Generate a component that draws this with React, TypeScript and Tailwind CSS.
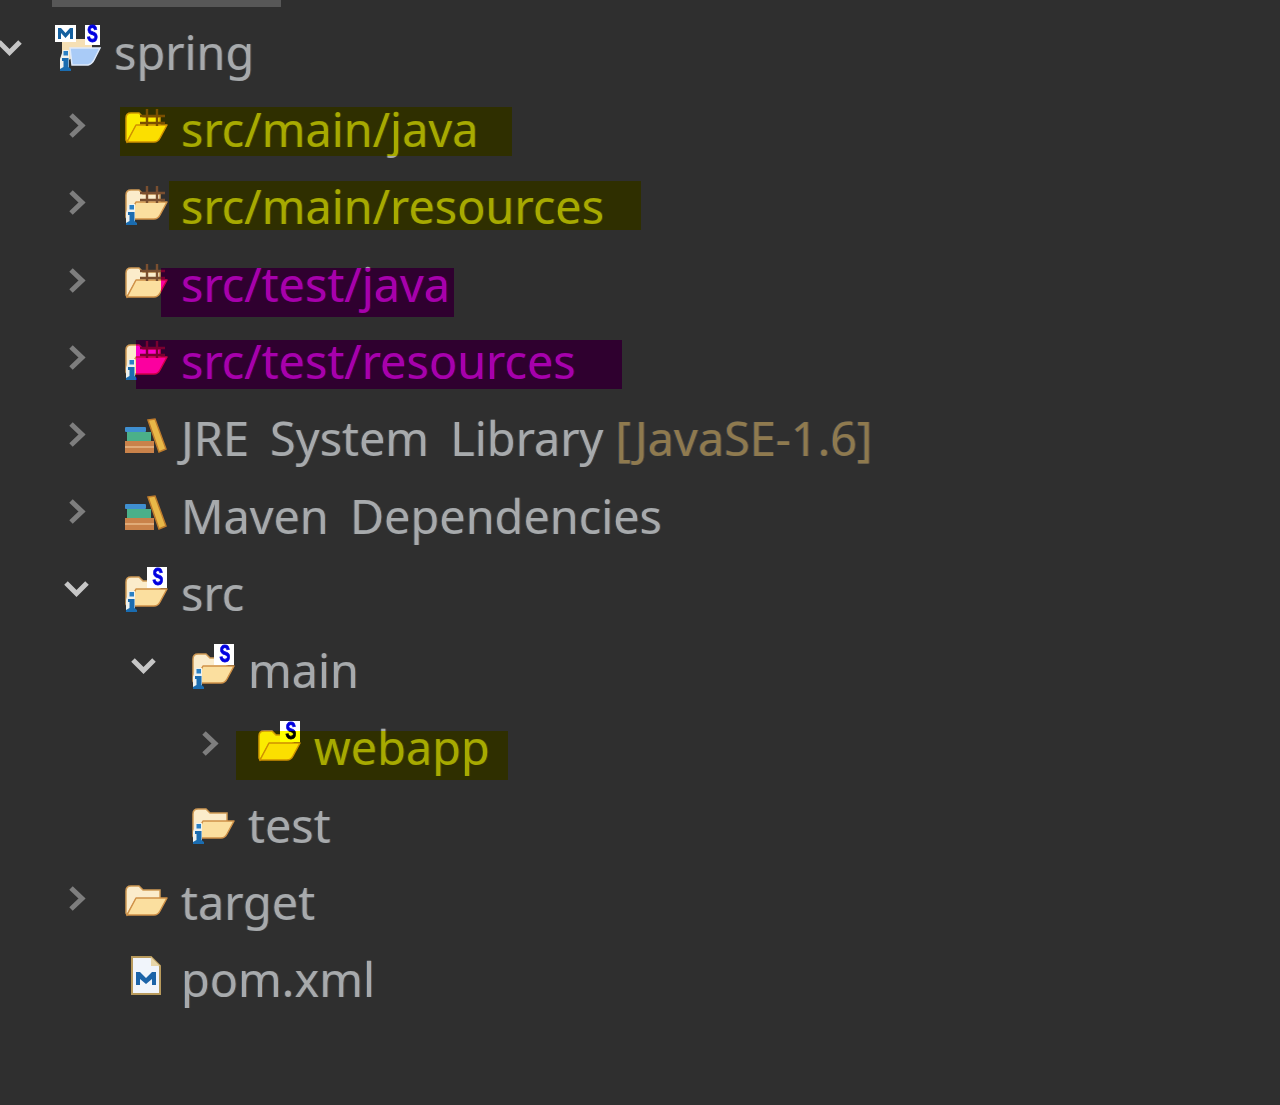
type IconProps = { kind: "folder" | "project" | "library" | "pom"; grid?: boolean; info?: boolean; s?: boolean };

function InfoMark({ x = 0 }: { x?: number }) {
  return (
    <g transform={`translate(${x} 0)`}>
      <path d="M2 42V30l3-9h6v21z" fill="#eef1ee" />
      <rect x="5.500" y="22" width="4.500" height="4.500" fill="#2a80c4" />
      <path d="M4 29h6.500v9l2.500 2v2H2v-2l3.500-2v-6H4z" fill="#1a6cb0" />
    </g>
  );
}

function SLetter({ x, y }: { x: number; y: number }) {
  return (
    <text transform={`translate(${x} ${y}) scale(.72 1)`} textAnchor="middle" fontFamily="'Liberation Mono', monospace" fontWeight="700" fontSize="25" fill="#0000e0" stroke="#0000e0" strokeWidth="0.8">
      S
    </text>
  );
}

function SBadge() {
  return (
    <g>
      <rect x="23" y="-3" width="20" height="21" fill="#ffffff" />
      <SLetter x={34} y={15} />
    </g>
  );
}

function GridMark() {
  return <path d="M23 3v17M33 3v17M16 10h25M16 17h25" stroke="#7a4f30" strokeWidth="2.400" fill="none" />;
}

function FolderIcon({ grid, info, s }: { grid?: boolean; info?: boolean; s?: boolean }) {
  return (
    <>
      <path d="M2 34V12q0-5 5-5h8l4 4h17v9H12L3 36z" fill="#fbeccb" stroke="#d09a55" strokeWidth="1.500" />
      <path d="M3 36 12 19h31l-7 13q-2 4-6 4z" fill="#fbdf9f" stroke="#cf9148" strokeWidth="1.500" strokeLinejoin="round" />
      {grid && <GridMark />}
      {info && <InfoMark />}
      {s && <SBadge />}
    </>
  );
}

function TreeIcon({ kind, grid, info, s }: IconProps) {
  return (
    <svg viewBox="0 0 57 50" className="w-[57px] h-[50px] shrink-0 overflow-visible">
      {kind === "folder" && <FolderIcon grid={grid} info={info} s={s} />}
      {kind === "project" && (
        <g>
          <path d="M5 34V10h30v10z" fill="#f5dfb4" />
          <path d="M15 36 13 19h30l-6 12q-2 4-6 5z" fill="#a9cbf7" stroke="#dfeafa" strokeWidth="1.500" />
          <rect x="-2" y="-4" width="21" height="17" fill="#ffffff" />
          <path d="M1 10V-1h3l4.500 5 4.500-5h3v11h-3V4l-4.500 5L4 4v6z" fill="#14609f" />
          <rect x="28" y="-4" width="15" height="20" fill="#ffffff" />
          <SLetter x={35.500} y={13} />
          <InfoMark x={1} />
        </g>
      )}
      {kind === "library" && (
        <g>
          <rect x="1" y="12" width="21" height="5" rx="1" fill="#3f8fd0" />
          <rect x="3" y="17" width="24" height="9" fill="#4bb089" />
          <rect x="1" y="26" width="29" height="12" fill="#c9824a" />
          <rect x="1" y="31" width="29" height="2" fill="#e0ab78" />
          <path d="M24 5l7-1 11 30-7 3z" fill="#e8b848" stroke="#bd7b2c" strokeWidth="1.500" />
        </g>
      )}
      {kind === "pom" && (
        <g>
          <path d="M8 1h19l9 9v28H8z" fill="#f1f5fb" stroke="#b89a5c" strokeWidth="2" />
          <path d="M27 1v9h9z" fill="#e8d6a8" />
          <path d="M12 29V16h4l6 6 6-6h4v13h-4v-6l-6 5-6-5v6z" fill="#1c64a8" />
        </g>
      )}
    </svg>
  );
}

function Chevron({ open }: { open?: boolean }) {
  if (open) {
    return (
      <svg viewBox="0 0 61 50" className="w-[61px] h-[50px] shrink-0 overflow-visible">
        <path d="M3 13l10.500 10.500 10.500-10.500" fill="none" stroke="#c6c6c6" strokeWidth="5" />
      </svg>
    );
  }
  return (
    <svg viewBox="0 0 61 50" className="w-[61px] h-[50px] shrink-0 overflow-visible">
      <path d="M8 9l11 10.500-11 10.500" fill="none" stroke="#7e7e7e" strokeWidth="5" />
    </svg>
  );
}

function Row({
  indent,
  chevron,
  icon,
  label,
  extra,
  mark,
}: {
  indent: string;
  chevron?: "open" | "closed";
  icon: IconProps;
  label: string;
  extra?: string;
  mark?: string;
}) {
  return (
    <div className={`relative flex items-center h-[77.3px] ${indent}`}>
      {chevron ? <Chevron open={chevron === "open"} /> : <div className="w-[61px] shrink-0" />}
      <TreeIcon {...icon} />
      <span className="whitespace-nowrap pb-[3px] text-[#a7aaac] [word-spacing:9px] [text-shadow:-1px_0_0_rgba(70,130,190,0.3),1px_0_0_rgba(190,130,80,0.3)]">
        {label}
        {extra && <span className="text-[#8f7a4e] ml-[12px]">{extra}</span>}
      </span>
      {mark && <div className={`absolute h-[49px] mix-blend-multiply ${mark}`} />}
    </div>
  );
}

export default function App() {
  return (
    <div className="w-[1280px] h-[1105px] overflow-hidden bg-[#2f2f2f] font-['Noto_Sans',sans-serif] text-[46.8px] leading-none blur-[0.6px]">
      <div className="h-[7px] w-[229px] ml-[52px] bg-[#575757]" />
      <div className="mt-[8px]">
        <Row indent="ml-[-4px]" chevron="open" icon={{ kind: "project" }} label="spring" />
        <Row indent="pl-[63px]" chevron="closed" icon={{ kind: "folder", grid: true }} label="src/main/java" mark="left-[120px] w-[392px] top-[15px] bg-[#ffff00]" />
        <Row indent="pl-[63px]" chevron="closed" icon={{ kind: "folder", grid: true, info: true }} label="src/main/resources" mark="left-[169px] w-[472px] top-[11px] bg-[#ffff00]" />
        <Row indent="pl-[63px]" chevron="closed" icon={{ kind: "folder", grid: true }} label="src/test/java" mark="left-[161px] w-[293px] top-[21px] bg-[#ff00ff]" />
        <Row indent="pl-[63px]" chevron="closed" icon={{ kind: "folder", grid: true, info: true }} label="src/test/resources" mark="left-[136px] w-[486px] top-[16px] bg-[#ff00ff]" />
        <Row indent="pl-[63px]" chevron="closed" icon={{ kind: "library" }} label="JRE System Library" extra="[JavaSE-1.6]" />
        <Row indent="pl-[63px]" chevron="closed" icon={{ kind: "library" }} label="Maven Dependencies" />
        <Row indent="pl-[63px]" chevron="open" icon={{ kind: "folder", info: true, s: true }} label="src" />
        <Row indent="pl-[130px]" chevron="open" icon={{ kind: "folder", info: true, s: true }} label="main" />
        <Row indent="pl-[196px]" chevron="closed" icon={{ kind: "folder", s: true }} label="webapp" mark="left-[236px] w-[272px] top-[20px] bg-[#ffff00]" />
        <Row indent="pl-[130px]" icon={{ kind: "folder", info: true }} label="test" />
        <Row indent="pl-[63px]" chevron="closed" icon={{ kind: "folder" }} label="target" />
        <Row indent="pl-[63px]" icon={{ kind: "pom" }} label="pom.xml" />
      </div>
    </div>
  );
}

### Written request
Transcribe the listing in full. Omit the pictures and keep every line exact.

### Expected answer
Generate a component that draws this with React, TypeScript and Tailwind CSS.
type IconProps = { kind: "folder" | "project" | "library" | "pom"; grid?: boolean; info?: boolean; s?: boolean };

function InfoMark({ x = 0 }: { x?: number }) {
  return (
    <g transform={`translate(${x} 0)`}>
      <path d="M2 42V30l3-9h6v21z" fill="#eef1ee" />
      <rect x="5.500" y="22" width="4.500" height="4.500" fill="#2a80c4" />
      <path d="M4 29h6.500v9l2.500 2v2H2v-2l3.500-2v-6H4z" fill="#1a6cb0" />
    </g>
  );
}

function SLetter({ x, y }: { x: number; y: number }) {
  return (
    <text transform={`translate(${x} ${y}) scale(.72 1)`} textAnchor="middle" fontFamily="'Liberation Mono', monospace" fontWeight="700" fontSize="25" fill="#0000e0" stroke="#0000e0" strokeWidth="0.8">
      S
    </text>
  );
}

function SBadge() {
  return (
    <g>
      <rect x="23" y="-3" width="20" height="21" fill="#ffffff" />
      <SLetter x={34} y={15} />
    </g>
  );
}

function GridMark() {
  return <path d="M23 3v17M33 3v17M16 10h25M16 17h25" stroke="#7a4f30" strokeWidth="2.400" fill="none" />;
}

function FolderIcon({ grid, info, s }: { grid?: boolean; info?: boolean; s?: boolean }) {
  return (
    <>
      <path d="M2 34V12q0-5 5-5h8l4 4h17v9H12L3 36z" fill="#fbeccb" stroke="#d09a55" strokeWidth="1.500" />
      <path d="M3 36 12 19h31l-7 13q-2 4-6 4z" fill="#fbdf9f" stroke="#cf9148" strokeWidth="1.500" strokeLinejoin="round" />
      {grid && <GridMark />}
      {info && <InfoMark />}
      {s && <SBadge />}
    </>
  );
}

function TreeIcon({ kind, grid, info, s }: IconProps) {
  return (
    <svg viewBox="0 0 57 50" className="w-[57px] h-[50px] shrink-0 overflow-visible">
      {kind === "folder" && <FolderIcon grid={grid} info={info} s={s} />}
      {kind === "project" && (
        <g>
          <path d="M5 34V10h30v10z" fill="#f5dfb4" />
          <path d="M15 36 13 19h30l-6 12q-2 4-6 5z" fill="#a9cbf7" stroke="#dfeafa" strokeWidth="1.500" />
          <rect x="-2" y="-4" width="21" height="17" fill="#ffffff" />
          <path d="M1 10V-1h3l4.500 5 4.500-5h3v11h-3V4l-4.500 5L4 4v6z" fill="#14609f" />
          <rect x="28" y="-4" width="15" height="20" fill="#ffffff" />
          <SLetter x={35.500} y={13} />
          <InfoMark x={1} />
        </g>
      )}
      {kind === "library" && (
        <g>
          <rect x="1" y="12" width="21" height="5" rx="1" fill="#3f8fd0" />
          <rect x="3" y="17" width="24" height="9" fill="#4bb089" />
          <rect x="1" y="26" width="29" height="12" fill="#c9824a" />
          <rect x="1" y="31" width="29" height="2" fill="#e0ab78" />
          <path d="M24 5l7-1 11 30-7 3z" fill="#e8b848" stroke="#bd7b2c" strokeWidth="1.500" />
        </g>
      )}
      {kind === "pom" && (
        <g>
          <path d="M8 1h19l9 9v28H8z" fill="#f1f5fb" stroke="#b89a5c" strokeWidth="2" />
          <path d="M27 1v9h9z" fill="#e8d6a8" />
          <path d="M12 29V16h4l6 6 6-6h4v13h-4v-6l-6 5-6-5v6z" fill="#1c64a8" />
        </g>
      )}
    </svg>
  );
}

function Chevron({ open }: { open?: boolean }) {
  if (open) {
    return (
      <svg viewBox="0 0 61 50" className="w-[61px] h-[50px] shrink-0 overflow-visible">
        <path d="M3 13l10.500 10.500 10.500-10.500" fill="none" stroke="#c6c6c6" strokeWidth="5" />
      </svg>
    );
  }
  return (
    <svg viewBox="0 0 61 50" className="w-[61px] h-[50px] shrink-0 overflow-visible">
      <path d="M8 9l11 10.500-11 10.500" fill="none" stroke="#7e7e7e" strokeWidth="5" />
    </svg>
  );
}

function Row({
  indent,
  chevron,
  icon,
  label,
  extra,
  mark,
}: {
  indent: string;
  chevron?: "open" | "closed";
  icon: IconProps;
  label: string;
  extra?: string;
  mark?: string;
}) {
  return (
    <div className={`relative flex items-center h-[77.3px] ${indent}`}>
      {chevron ? <Chevron open={chevron === "open"} /> : <div className="w-[61px] shrink-0" />}
      <TreeIcon {...icon} />
      <span className="whitespace-nowrap pb-[3px] text-[#a7aaac] [word-spacing:9px] [text-shadow:-1px_0_0_rgba(70,130,190,0.3),1px_0_0_rgba(190,130,80,0.3)]">
        {label}
        {extra && <span className="text-[#8f7a4e] ml-[12px]">{extra}</span>}
      </span>
      {mark && <div className={`absolute h-[49px] mix-blend-multiply ${mark}`} />}
    </div>
  );
}

export default function App() {
  return (
    <div className="w-[1280px] h-[1105px] overflow-hidden bg-[#2f2f2f] font-['Noto_Sans',sans-serif] text-[46.8px] leading-none blur-[0.6px]">
      <div className="h-[7px] w-[229px] ml-[52px] bg-[#575757]" />
      <div className="mt-[8px]">
        <Row indent="ml-[-4px]" chevron="open" icon={{ kind: "project" }} label="spring" />
        <Row indent="pl-[63px]" chevron="closed" icon={{ kind: "folder", grid: true }} label="src/main/java" mark="left-[120px] w-[392px] top-[15px] bg-[#ffff00]" />
        <Row indent="pl-[63px]" chevron="closed" icon={{ kind: "folder", grid: true, info: true }} label="src/main/resources" mark="left-[169px] w-[472px] top-[11px] bg-[#ffff00]" />
        <Row indent="pl-[63px]" chevron="closed" icon={{ kind: "folder", grid: true }} label="src/test/java" mark="left-[161px] w-[293px] top-[21px] bg-[#ff00ff]" />
        <Row indent="pl-[63px]" chevron="closed" icon={{ kind: "folder", grid: true, info: true }} label="src/test/resources" mark="left-[136px] w-[486px] top-[16px] bg-[#ff00ff]" />
        <Row indent="pl-[63px]" chevron="closed" icon={{ kind: "library" }} label="JRE System Library" extra="[JavaSE-1.6]" />
        <Row indent="pl-[63px]" chevron="closed" icon={{ kind: "library" }} label="Maven Dependencies" />
        <Row indent="pl-[63px]" chevron="open" icon={{ kind: "folder", info: true, s: true }} label="src" />
        <Row indent="pl-[130px]" chevron="open" icon={{ kind: "folder", info: true, s: true }} label="main" />
        <Row indent="pl-[196px]" chevron="closed" icon={{ kind: "folder", s: true }} label="webapp" mark="left-[236px] w-[272px] top-[20px] bg-[#ffff00]" />
        <Row indent="pl-[130px]" icon={{ kind: "folder", info: true }} label="test" />
        <Row indent="pl-[63px]" chevron="closed" icon={{ kind: "folder" }} label="target" />
        <Row indent="pl-[63px]" icon={{ kind: "pom" }} label="pom.xml" />
      </div>
    </div>
  );
}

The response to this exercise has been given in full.